Until next time... "It's gonna be ok"...

Tuesday, June 03, 2014

I'm being published!

How exciting! A recipe I submitted to Gooseberry Patch on a whim is being published in their Mom Knows Best cookbook. I'll receive a free copy in January 2015! Check out the recipe, Balsamic Chicken & Penne Pasta!

Thursday, July 25, 2013

Food Snobs?

Have we all become food snobs? As I browsed through "Outstanding Standby Suppers" on the Betty Crocker website, I found myself scrunching up my nose at the recipes on the list. I read the description for Creamy Cajun Pasta, "Fresh bell peppers, thyme and onion meet a cheesy marinara sauce for super-easy Cajun flavor..." and made a face when I got to the "cheesy marinara sauce". Is that out of a jar or can, gag! I read further and found Pulled Chicken Sandwiches and saw it used a store cooked rotisserie chicken, the horror! 

My next thought was of Hamburger Helper and the like and it just sounded disgusting.  Then I started really thinking, I used to eat everything above.  In fact, sometimes I still buy a rotisserie chicken to use in a meal or a jar of spaghetti sauce (but not Ragu, never Ragu, only the good stuff, right?).  

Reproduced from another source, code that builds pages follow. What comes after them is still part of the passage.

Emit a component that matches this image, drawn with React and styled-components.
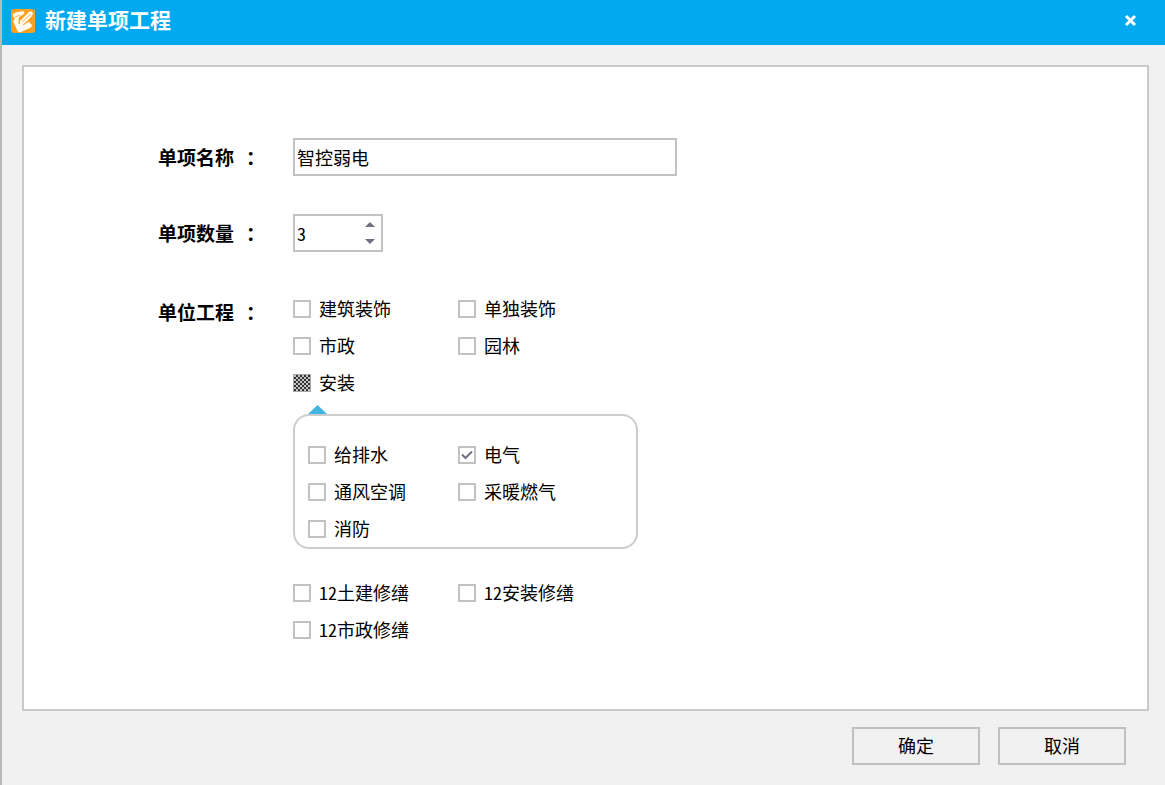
import React, { useEffect, useRef, useState } from 'react';
import styled, { createGlobalStyle } from 'styled-components';

const GlobalStyle = createGlobalStyle`
  * {
    box-sizing: border-box;
  }

  body {
    margin: 0;
    background: #f1f1f1;
  }

  body, input, button {
    font-family: "Noto Sans CJK SC", sans-serif;
    font-size: 18px;
    color: #000;
    font-feature-settings: "hwid";
  }
`;

const Window = styled.form`
  display: flex;
  flex-direction: column;
  min-height: 100vh;
  border-left: 2px solid #b9b9b9;
`;

const TitleBar = styled.header`
  display: flex;
  align-items: center;
  height: 45px;
  padding: 0 26px 4px 9px;
  background: #02a9f1;
  color: #fff;
`;

const Title = styled.h1`
  flex: 1;
  margin: 0 0 0 10px;
  padding-bottom: 4px;
  font-size: 21px;
  line-height: 28px;
  font-weight: 700;
`;

const CloseButton = styled.button`
  display: flex;
  padding: 2px;
  border: 0;
  background: none;
  color: #fff;
`;

const Panel = styled.main`
  flex: 1;
  display: flex;
  flex-direction: column;
  gap: 38px;
  margin: 20px 16px 0 20px;
  padding: 71px 20px 60px 134px;
  border: 2px solid #cacaca;
  background: #fff;
`;

const Row = styled.div`
  display: grid;
  grid-template-columns: 135px minmax(0, 384px);
  align-items: start;
`;

const Label = styled.label`
  font-size: 19px;
  line-height: ${({ $tall }) => ($tall ? '44px' : '38px')};
  font-weight: 700;

  &::after {
    content: '：';
    margin-left: 12px;
  }
`;

const TextInput = styled.input`
  width: 100%;
  height: 38px;
  padding: 0 2px;
  border: 2px solid #c2c2c2;
  border-radius: 0;
  background: #fff;
  outline: none;
`;

const Spinner = styled.div`
  display: flex;
  width: 90px;
  height: 38px;
  border: 2px solid #c2c2c2;
`;

const SpinnerInput = styled.input`
  flex: 1;
  min-width: 0;
  padding: 0 2px;
  border: 0;
  background: none;
  outline: none;
  appearance: textfield;

  &::-webkit-inner-spin-button {
    appearance: none;
  }
`;

const SpinnerButtons = styled.div`
  display: flex;
  flex-direction: column;
  width: 22px;
`;

const SpinnerButton = styled.button`
  flex: 1;
  display: flex;
  align-items: center;
  justify-content: center;
  padding: 0;
  border: 0;
  background: none;
`;

const Options = styled.div`
  display: grid;
  grid-template-columns: ${({ $first }) => $first || 165}px 1fr;
  grid-auto-rows: 37px;
`;

const OptionLabel = styled.label`
  display: flex;
  align-items: center;
  gap: 8px;
  grid-column: ${({ $alone }) => ($alone ? '1 / -1' : 'auto')};
  white-space: nowrap;
`;

const OptionText = styled.span`
  padding-bottom: 2px;
`;

const Checkbox = styled.input`
  appearance: none;
  flex: none;
  width: 18px;
  height: 18px;
  margin: 0;
  border: 2px solid #c2c2c2;
  background: #fff;

  &:checked {
    background: #fff url("data:image/svg+xml,%3Csvg xmlns='http://www.w3.org/2000/svg' viewBox='0 0 14 14'%3E%3Cpath d='M2 6.500l3.500 3.500L12 3.500' fill='none' stroke='%23707080' stroke-width='2'/%3E%3C/svg%3E");
  }

  &:indeterminate {
    border: 1px solid #a6a6a6;
    background: repeating-conic-gradient(#333 0 25%, #c4c4c4 0 50%) 0 0 / 4px 4px;
  }
`;

const Arrow = styled.svg`
  display: block;
  margin: 4px 0 0 15px;
`;

const SubPanel = styled.div`
  max-width: 345px;
  margin-bottom: 25px;
  padding: 20px 13px 0;
  border: 2px solid #cdcdcd;
  border-radius: 16px;
`;

const Footer = styled.footer`
  display: flex;
  justify-content: flex-end;
  gap: 18px;
  padding: 16px 39px 20px;
`;

const Button = styled.button`
  width: 128px;
  height: 38px;
  padding: 0 0 2px;
  border: 2px solid #c0c0c0;
  background: #f1f1f1;
`;

const Logo = () => (
  <svg width="24" height="24" viewBox="0 0 24 24" aria-hidden="true">
    <rect width="24" height="24" rx="3" fill="#f9a11f" />
    <path
      d="M2 7Q1 5 3 4L11 2Q14 2 13 5L8 8 8 15 12 16 18 13 21 16Q21 18 19 19L10 23Q7 24 6 21L2 12 4 10Z"
      fill="#fffaf0"
    />
    <path d="M9 12L18 3Q20 1 22 4L21 7 12 16 9 16Z" fill="#fffaf0" />
    <path d="M4 8L9 6M8 9V15M12 16L18 12M11 13L20 5" fill="none" stroke="#f9b45a" strokeWidth="1" />
  </svg>
);

const Option = ({ text, checked = false, mixed = false, alone = false }) => {
  const box = useRef(null);

  useEffect(() => {
    box.current.indeterminate = mixed;
  }, [mixed]);

  return (
    <OptionLabel $alone={alone}>
      <Checkbox ref={box} type="checkbox" defaultChecked={checked} />
      <OptionText>{text}</OptionText>
    </OptionLabel>
  );
};

const App = () => {
  const [count, setCount] = useState(3);

  return (
    <>
      <GlobalStyle />
      <Window onSubmit={(e) => e.preventDefault()}>
        <TitleBar>
          <Logo />
          <Title>新建单项工程</Title>
          <CloseButton type="button" aria-label="关闭">
            <svg width="13" height="13" viewBox="0 0 13 13">
              <path d="M2 2L11 11M11 2L2 11" stroke="currentColor" strokeWidth="3" />
            </svg>
          </CloseButton>
        </TitleBar>

        <Panel>
          <Row>
            <Label htmlFor="name">单项名称</Label>
            <TextInput id="name" type="text" defaultValue="智控弱电" />
          </Row>

          <Row>
            <Label htmlFor="count">单项数量</Label>
            <Spinner>
              <SpinnerInput
                id="count"
                type="number"
                value={count}
                onChange={(e) => setCount(Number(e.target.value))}
              />
              <SpinnerButtons>
                <SpinnerButton type="button" aria-label="增加" onClick={() => setCount(count + 1)}>
                  <svg width="10" height="5" viewBox="0 0 10 5">
                    <path d="M0 5L5 0L10 5Z" fill="#707080" />
                  </svg>
                </SpinnerButton>
                <SpinnerButton type="button" aria-label="减少" onClick={() => setCount(count - 1)}>
                  <svg width="10" height="5" viewBox="0 0 10 5">
                    <path d="M0 0L5 5L10 0Z" fill="#707080" />
                  </svg>
                </SpinnerButton>
              </SpinnerButtons>
            </Spinner>
          </Row>

          <Row role="group" aria-labelledby="units">
            <Label as="span" id="units" $tall>单位工程</Label>
            <div>
              <Options>
                <Option text="建筑装饰" />
                <Option text="单独装饰" />
                <Option text="市政" />
                <Option text="园林" />
                <Option text="安装" mixed alone />
              </Options>
              <Arrow width="19" height="9" viewBox="0 0 19 9" aria-hidden="true">
                <path d="M0 9L9.500 0L19 9Z" fill="#41b5e2" />
              </Arrow>
              <SubPanel>
                <Options $first={150}>
                  <Option text="给排水" />
                  <Option text="电气" checked />
                  <Option text="通风空调" />
                  <Option text="采暖燃气" />
                  <Option text="消防" />
                </Options>
              </SubPanel>
              <Options>
                <Option text="12土建修缮" />
                <Option text="12安装修缮" />
                <Option text="12市政修缮" />
              </Options>
            </div>
          </Row>
        </Panel>

        <Footer>
          <Button type="submit">确定</Button>
          <Button type="button">取消</Button>
        </Footer>
      </Window>
    </>
  );
};

export default App;
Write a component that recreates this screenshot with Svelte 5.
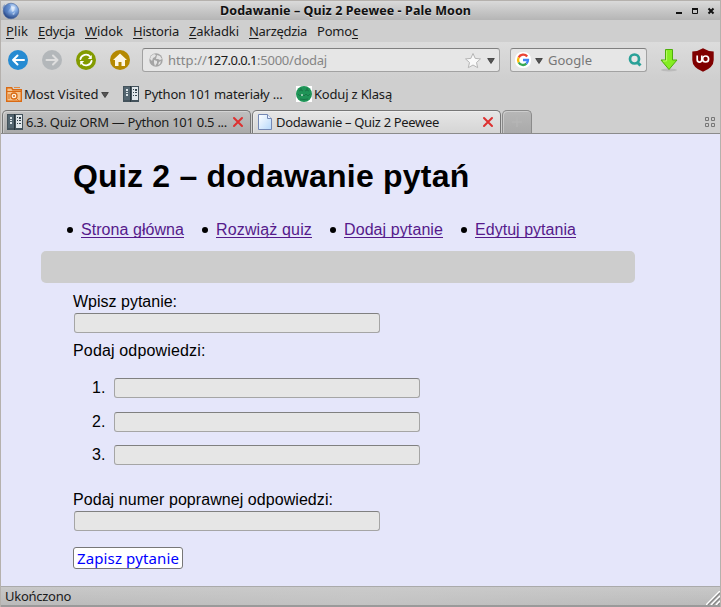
<script>
  const menu = [
    ['', 'P', 'lik', 22, 10],
    ['', 'E', 'dycja', 37, 10],
    ['', 'W', 'idok', 38, 10],
    ['', 'H', 'istoria', 46, 10],
    ['', 'Z', 'akładki', 50, 10],
    ['', 'N', 'arzędzia', 58, 10],
    ['Pomo', 'c', '', 41, 0]
  ];
  const links = [
    ['Strona główna', 103],
    ['Rozwiąż quiz', 96],
    ['Dodaj pytanie', 99],
    ['Edytuj pytania', 101]
  ];

  // Spreads the letters of a label over the given width.
  function fit(node, width) {
    const natural = node.getBoundingClientRect().width;
    const count = node.textContent.length;
    node.style.letterSpacing = (width - natural) / count + 'px';
  }
</script>

{#snippet book()}
  <svg class="i16" width="16" height="16" viewBox="0 0 16 16">
    <path d="M0 0h16v16H0z" fill="#43525b" />
    <path d="M1 1h6v13H1z" fill="#536570" /><path d="M9 1h6v13H9z" fill="#e0e6ea" />
    <path d="M3 3h2v2H3zM3 6h2v1H3zM3 8h2v2H3z" fill="#dce4e8" />
    <path d="M10 3h1v1h-1zM12 3h2v2h-2zM10 6h1v1h-1zM12 6h2v1h-2zM10 9h1v1h-1zM12 9h2v1h-2z" fill="#34434c" />
    <path d="M7 0h1v16H7z" fill="#26343c" />
  </svg>
{/snippet}

{#snippet caret()}
  <svg class="caret" width="8" height="6" viewBox="0 0 8 6"><path d="M.7.5h6.600L4 5.500z" fill="#555" stroke="#333" stroke-width=".8" /></svg>
{/snippet}

{#snippet cross()}
  <svg width="12" height="12" viewBox="0 0 12 12"><path d="M2 2l8 8M10 2l-8 8" stroke="#dd3030" stroke-width="2" stroke-linecap="round" /></svg>
{/snippet}

<div class="window">
  <header class="title">
    <svg class="globe" width="18" height="18" viewBox="0 0 18 18">
      <defs><radialGradient id="moon" cx=".62" cy=".3" r=".75"><stop offset="0" stop-color="#dce9fb" /><stop offset=".4" stop-color="#7ca5df" /><stop offset="1" stop-color="#1c3b7c" /></radialGradient></defs>
      <circle cx="9" cy="9" r="7.800" fill="url(#moon)" stroke="#4b689d" stroke-width=".6" />
      <path d="M3 5q3-4 5-2t-1 5-1 5-3-3 0-8" fill="#4a76bd" opacity=".5" />
      <path d="M9 4l4 1-1 4-2 1zM10 12l3-2-1 3z" fill="#eef5ff" opacity=".55" />
    </svg>
    <b use:fit={251}>Dodawanie – Quiz 2 Peewee - Pale Moon</b>
    <svg class="controls" width="40" height="8" viewBox="0 0 40 8">
      <path d="M1 5h6v2H1z" fill="#111" /><path d="M17.5 1.5h5v5h-5z" fill="none" stroke="#111" /><path d="M17 1h6v2h-6z" fill="#111" />
      <path d="M33.5 1.500l5 5M38.500 1.500l-5 5" stroke="#111" stroke-width="2" />
    </svg>
  </header>

  <nav class="menu">
    {#each menu as [pre, key, post, w, gap]}
      <div style:width="{w + gap}px"><span use:fit={w}>{pre}<u>{key}</u>{post}</span></div>
    {/each}
  </nav>

  <div class="toolbar">
    <svg class="nav" width="124" height="22" viewBox="0 0 124 22" fill="none" stroke-linecap="round" stroke-linejoin="round">
      <circle cx="11" cy="11" r="10" fill="#268bd2" /><path d="M6 11h11M10.500 6.500L6 11l4.500 4.500" stroke="#fff" stroke-width="2" />
      <circle cx="45" cy="11" r="10" fill="#b3b7ba" /><path d="M39.500 11h11M46 6.500l4.500 4.500-4.500 4.500" stroke="#dedede" stroke-width="2" />
      <circle cx="79" cy="11" r="10" fill="#839b00" />
      <path d="M73.400 10a5.700 5.700 0 0 1 9.800-2.500M84.600 12a5.700 5.700 0 0 1-9.800 2.500" stroke="#fff" stroke-width="1.800" />
      <path d="M84.800 6v4h-4zM73.200 16v-4h4z" fill="#fff" />
      <circle cx="113" cy="11" r="10" fill="#b58900" /><path d="M113 4.500l7 6.500h-2v6h-3.500v-4h-3v4H108v-6h-2z" fill="#fdf6e3" />
    </svg>
    <div class="url field">
      <svg width="14" height="14" viewBox="0 0 14 14">
        <circle cx="7" cy="7" r="6.700" fill="#a5a5a5" />
        <path d="M2 3l3-2 2 1-1 2-2 1-1 3-2-2zM8 2l3 1 2 3-2 1-2-1-2 0zM5 7l3 1 0 2-2 3-1-3zM10 9l2-1-1 3-2 1z" fill="#e4e4e4" />
      </svg>
      <span class="address"><i use:fit={39}>http://</i><em use:fit={50}>127.0.0.1</em><i use:fit={70}>:5000/dodaj</i></span>
      <svg class="star" width="18" height="17" viewBox="0 0 18 17"><path d="M9 1.500l2.200 4.900 5.300.5-4 3.600 1.200 5.200L9 13l-4.700 2.700 1.200-5.200-4-3.600 5.300-.5z" fill="#f9f9f9" stroke="#b5b5b5" stroke-linejoin="round" /></svg>
      {@render caret()}
    </div>
    <div class="search field">
      <svg width="16" height="16" viewBox="0 0 16 16">
        <rect width="16" height="16" rx="7" fill="#fff" />
        <g fill="none" stroke-width="2.300"><path d="M12.200 4.500A5 5 0 0 0 3.700 5.500" stroke="#ea4335" /><path d="M3.700 5.500a5 5 0 0 0 0 5" stroke="#fbbc05" /><path d="M3.700 10.500a5 5 0 0 0 7.700 1.200" stroke="#34a853" /><path d="M8 8h5a5 5 0 0 1-1.600 3.700" stroke="#4285f4" /></g>
      </svg>
      {@render caret()}
      <span class="hint" use:fit={44}>Google</span>
      <svg class="lens" width="14" height="14" viewBox="0 0 14 14"><circle cx="6.500" cy="6" r="4.500" fill="none" stroke="#2aa198" stroke-width="2.700" /><path d="M9 9l3.500 3.500" stroke="#2aa198" stroke-width="3" /></svg>
    </div>
    <svg class="download" width="20" height="24" viewBox="0 0 20 24">
      <ellipse cx="10" cy="22" rx="8" ry="1.500" fill="#bbb" />
      <path d="M6.500 1.500h7v10.500h4.500l-8 9.500-8-9.500h4.500z" fill="#85ed22" stroke="#4eae0b" stroke-linejoin="round" /><path d="M7.600 2.500V13H4" fill="none" stroke="#bdfb69" />
    </svg>
    <svg class="shield" width="22" height="24" viewBox="0 0 22 24">
      <path d="M11 .3Q16 3.500 21.700 3.500V12q0 7.500-10.700 11.700Q.3 19.500.3 12V3.500Q6 3.500 11 .3z" fill="#800000" />
      <path d="M5.200 7.500v4.300a2.300 2.300 0 0 0 4.600 0V7.500" fill="none" stroke="#fff" stroke-width="1.700" /><circle cx="13.600" cy="11" r="3" fill="none" stroke="#fff" stroke-width="1.700" />
    </svg>
  </div>

  <div class="bookmarks">
    <svg class="i16" width="16" height="16" viewBox="0 0 16 16">
      <path d="M.700 15.300V1.700h5l1 2h8.600v11.600z" fill="#f6c48c" stroke="#d96a13" stroke-width="1.400" /><path d="M1 5.500h14" stroke="#d96a13" /><path d="M8 1.500h6" stroke="#e58a3c" />
      <circle cx="8" cy="10" r="3" fill="#fff3df" stroke="#d96a13" stroke-width="1.300" /><circle cx="8" cy="10" r="1" fill="#d96a13" /><path d="M10.500 12.500l2 2M3 8v5" stroke="#d96a13" />
    </svg>
    <div class="b1"><span use:fit={74.5}>Most Visited</span></div>
    {@render caret()}
    <div class="b2">{@render book()}</div>
    <div class="b3"><span use:fit={138.5}>Python 101 materiały ...</span></div>
    <svg class="i16" width="16" height="16" viewBox="0 0 16 16"><path d="M0 0h16v16H0z" fill="#fff" /><circle cx="8" cy="8" r="8" fill="#1f9457" /><path d="M4 3h2M10 3h2M3 5q2-2 4 0M9 5q2-2 4 0M2 8l2 2 2-2 2 2 2-2 2 2 2-2M4 13q4 1 8 0" fill="none" stroke="#166a40" opacity=".7" /><circle cx="6" cy="9" r="1" fill="#bde0cc" /></svg>
    <div class="b4"><span use:fit={78}>Koduj z Klasą</span></div>
  </div>

  <div class="tabs">
    <div class="tab back">{@render book()}<div class="label"><span use:fit={201}>6.3. Quiz ORM — Python 101 0.5 ...</span></div>{@render cross()}</div>
    <div class="tab front">
      <svg width="14" height="16" viewBox="0 0 14 16"><defs><linearGradient id="page" x2="1" y2="1"><stop stop-color="#fff" /><stop offset="1" stop-color="#b5d8fb" /></linearGradient></defs><path d="M.5.5h9l4 4v11H.5z" fill="url(#page)" stroke="#7488b4" /><path d="M9.500.5v4h4" fill="#e9f2ff" stroke="#7488b4" /></svg>
      <div class="label"><span use:fit={163}>Dodawanie – Quiz 2 Peewee</span></div>{@render cross()}
    </div>
    <div class="tab plus"><svg width="10" height="10" viewBox="0 0 10 10"><path d="M5 0v10M0 5h10" stroke="#b5b5b5" stroke-width="1.500" /></svg></div>
    <svg class="groups" width="10" height="10" viewBox="0 0 10 10" fill="none" stroke="#777"><path d="M.5.5h3v3h-3zM6.500.5h3v3h-3zM.5 6.500h3v3h-3zM6.500 6.500h3v3h-3z" /></svg>
  </div>

  <main>
    <h1><span use:fit={396.5}>Quiz 2 – dodawanie pytań</span></h1>
    <ul>
      {#each links as [text, w]}
        <li style:width="{w}px"><a href="#top" use:fit={w}>{text}</a></li>
      {/each}
    </ul>
    <div class="flash"></div>
    <form>
      <label for="q">Wpisz pytanie:</label>
      <input id="q" />
      <p><span use:fit={132.5}>Podaj odpowiedzi:</span></p>
      <ol>
        {#each [1, 2, 3] as n}
          <li><span>{n}.</span><input aria-label={String(n)} /></li>
        {/each}
      </ol>
      <label for="a"><span use:fit={260}>Podaj numer poprawnej odpowiedzi:</span></label>
      <input id="a" />
      <button type="button"><span use:fit={102}>Zapisz pytanie</span></button>
    </form>
  </main>

  <footer>
    <span use:fit={66}>Ukończono</span>
    <svg width="14" height="14" viewBox="0 0 14 14"><path d="M0 14L14 0M5 14l9-9M10 14l4-4" stroke="#fff" stroke-width="1.500" /><path d="M2 14L14 2M7 14l7-7M12 14l2-2" stroke="#858585" stroke-width="1.300" /></svg>
  </footer>
</div>

<style>
  :global(body) { margin: 0; overflow: hidden; }
  .window {
    box-sizing: border-box; width: 721px; height: 607px; display: flex; flex-direction: column;
    border: 1px solid #b5b1ad; border-bottom: 0; background: #cfcfcf;
    font: 13px/16px "Noto Sans", "Open Sans", sans-serif; color: #1a1a1a; white-space: nowrap;
  }
  svg { flex: none; display: block; }
  span, b, i, em { display: inline-block; font-style: normal; }
  .title { height: 19px; flex: none; display: flex; align-items: center; background: linear-gradient(#dadada, #b5b5b5); }
  .title b { margin: 1px 0 0 200px; font-size: 12.500px; color: #111; text-shadow: 0 1px #ddd; }
  .globe { margin-left: 1px; }
  .controls { margin-left: auto; margin-right: 5px; }
  .menu { height: 22px; flex: none; display: flex; align-items: center; padding-left: 5px; }
  .menu u { text-decoration: underline; text-underline-offset: 2px; text-decoration-skip-ink: none; }
  .toolbar { box-sizing: border-box; height: 37px; flex: none; display: flex; align-items: center; padding-bottom: 1px; background: linear-gradient(#dcdcdc, #cfcfcf); }
  .nav { margin-left: 6px; }
  .field {
    box-sizing: border-box; height: 24px; display: flex; align-items: center;
    border: 1px solid #a2a2a2; border-top-color: #808080; border-radius: 3px; background: #e6e6e6;
  }
  .caret { margin-top: 2px; }
  .url { width: 358px; margin-left: 11px; padding: 0 4px 0 6px; }
  .address { display: flex; margin-left: 5px; color: #858585; }
  .address em { color: #1a1a1a; }
  .star { margin-left: auto; margin-right: 5px; }
  .search { width: 137px; margin-left: 10px; padding: 0 4px; }
  .search > .caret { margin-left: 4px; }
  .hint { margin-left: 5px; color: #777; }
  .lens { margin-left: auto; }
  .download { margin-left: 12px; }
  .shield { margin-left: 13px; }
  .bookmarks { box-sizing: border-box; height: 31px; flex: none; display: flex; align-items: center; padding: 0 0 1px 5px; }
  .b1 { width: 77px; margin-left: 2px; }
  .b2 { margin-left: 14px; }
  .b3 { width: 152px; margin-left: 5px; }
  .b4 { margin-left: 2px; }
  .tabs { height: 23px; flex: none; display: flex; align-items: stretch; border-bottom: 1px solid #8b8b8b; padding-left: 1px; }
  .tab {
    box-sizing: border-box; display: flex; align-items: center; border: 1px solid #777; border-bottom: 0;
    border-radius: 5px 5px 0 0; box-shadow: inset 1px 1px #ffffff50;
  }
  .back { width: 249px; padding-left: 4px; background: linear-gradient(#c0c0c0, #aaa); }
  .back .label { width: 206px; margin-left: 3px; }
  .front { width: 249px; margin-left: 1px; padding-left: 5px; background: linear-gradient(#e6e6e6, #d5d5d5); }
  .front .label { width: 206px; margin-left: 4px; }
  .plus { width: 30px; margin-left: 1px; justify-content: center; background: linear-gradient(#b7b7b7, #aaa); border-color: #8b8b8b; }
  .groups { margin: 7px 5px 0 auto; }
  main { height: 452px; flex: none; box-sizing: border-box; padding: 23px 0 0 72px; background: #e5e6fa; color: #000; font: 16px/18px "Liberation Sans", Arial, sans-serif; }
  h1 { margin: 0; font-size: 32px; line-height: 38px; }
  ul { display: flex; gap: 32px; margin: 26px 0 0; padding: 0 0 0 8px; list-style: none; }
  ul li { position: relative; }
  ul li::before { content: ""; position: absolute; left: -14px; top: 6px; width: 6px; height: 6px; border-radius: 50%; background: #000; }
  a { color: #551a8b; text-decoration: underline; text-decoration-skip-ink: none; text-underline-offset: 2px; }
  .flash { width: 594px; height: 32px; margin: 12px 0 0 -32px; border-radius: 5px; background: #cdcdcd; }
  form { display: flex; flex-direction: column; align-items: flex-start; padding-top: 10px; }
  input {
    box-sizing: border-box; width: 306px; height: 20px; margin: 2px 0 0 1px; padding: 0 3px;
    border: 1px solid #a5a5a5; border-top-color: #808080; border-radius: 3px; background: #e6e6e6;
  }
  label, p { height: 18px; }
  p { margin: 9px 0 0; }
  ol { margin: 18px 0 25.800px; padding: 0 0 0 19px; list-style: none; display: flex; flex-direction: column; gap: 13.600px; }
  ol li { display: flex; height: 20px; align-items: center; }
  ol span { width: 22px; }
  ol input { margin: 0; }
  button {
    box-sizing: border-box; width: 110px; height: 22px; margin-top: 16px; padding: 0 0 0 3px; text-align: left;
    border: 1px solid #777; border-radius: 3px; background: #fff; color: #00f; font: 15px/20px "Noto Sans", sans-serif;
  }
  footer { height: 21px; flex: none; box-sizing: border-box; display: flex; align-items: center; justify-content: space-between; padding-left: 4px; border-top: 1px solid #aaa; border-bottom: 2px solid #9a9a9a; background: linear-gradient(90deg, #c2c2c200, #cccccc80, #bbb0), linear-gradient(#c8c8c8, #bababa); }
  footer svg { margin-top: 4px; }
</style>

This got me thinking about our kids. They have grown up getting to CHOOSE what we have for dinner.  That's right, they get to pick.  No, our house isn't like a restaurant, everyone doesn't get a separate meal.  What I sometimes do is let each kid pick a meal for the week, then I choose the others.  But, what they pick isn't Hamburger Helper, chicken nuggets or corndogs.  For example, this week, PM picked Salmon, Rice and Broccoli as his meal of the week (of course, DQ didn't eat that and had leftovers from a super yummy pork chop recipe). DQ picked Creamy Chicken Alfredo, which I am making tonight.

My kids have never even tried Ramen noodles.  I think they've had Hamburger Helper and Tuna Helper less than a handful of times.  DQ's favorite meal to order at a restaurant, or that she always tries to get us to make for dinner (which we don't), is Prime Rib.  PM always wants Salmon or steak.  They rarely eat chicken nuggets any longer. Forget corn dogs, that's a rarity too.

I think we've created children with expensive taste and food snobs!  A few weeks ago, when they were to stay a few days with my parents, they were asked what they'd like for dinners.  DQ immediately piped up with, "Prime Rib!"  They settled on my mom making Tommy's Ham Casserole, which I guess is pretty close to a "ham helper", so maybe they aren't totally ruined.  ;-)

Tuesday, October 02, 2012

Time to start fresh!

It's time to start posting to my blog again! Starting everyone off with a recipe I made last week that BD and I used to make for dinner all the time, back before the kids started eating the same food as us! The verdict? BD and I loved it. PM liked it. DQ said it was too spicy. As a suggestion, serve with Fat Free Sour Cream!

Tortilla Lasagna


1TBLSP Vegetable Oil
1 LB Ground Turkey
1 Cup Chopped Onion
1 ½ Cup Chopped Green and/or Red Peppers
½ cup (4 oz) Diced/Chopped Green Chiles
1 PKG Taco Seasoning
2 Cups (16 oz) Ortega Thick & Smooth Taco Sauce
10 Flour Tortillas
2 cups Mexican Blend Shredded Cheese

  1.  Preheat oven to 375⁰ and grease 13x9 baking dish.
  2.  Heat vegetable oil in large skillet over medium heat.  Add ground turkey and cook , stirring  occasionally for 5-6 minutes, or until no longer pink.
  3.  Drain meat, stir in onion, bell peppers, chiles and seasoning mix.
  4.  Reduce heat and cook for 3-4 minutes, until vegetables are slightly tender, stirring occasionally.
  5.  Spread ½ cup taco sauce over bottom of prepared baking dish, cover with 5 tortillas.
  6.  Spread with half of meat mixture and ½ cup of taco sauce. Top with 1 cup of cheese.
  7.  Repeat with remaining 5 tortillas, meat, taco sauce, ending with cheese on top.
  8.  Bake 15-20 minutes or until heated through and cheese is melted.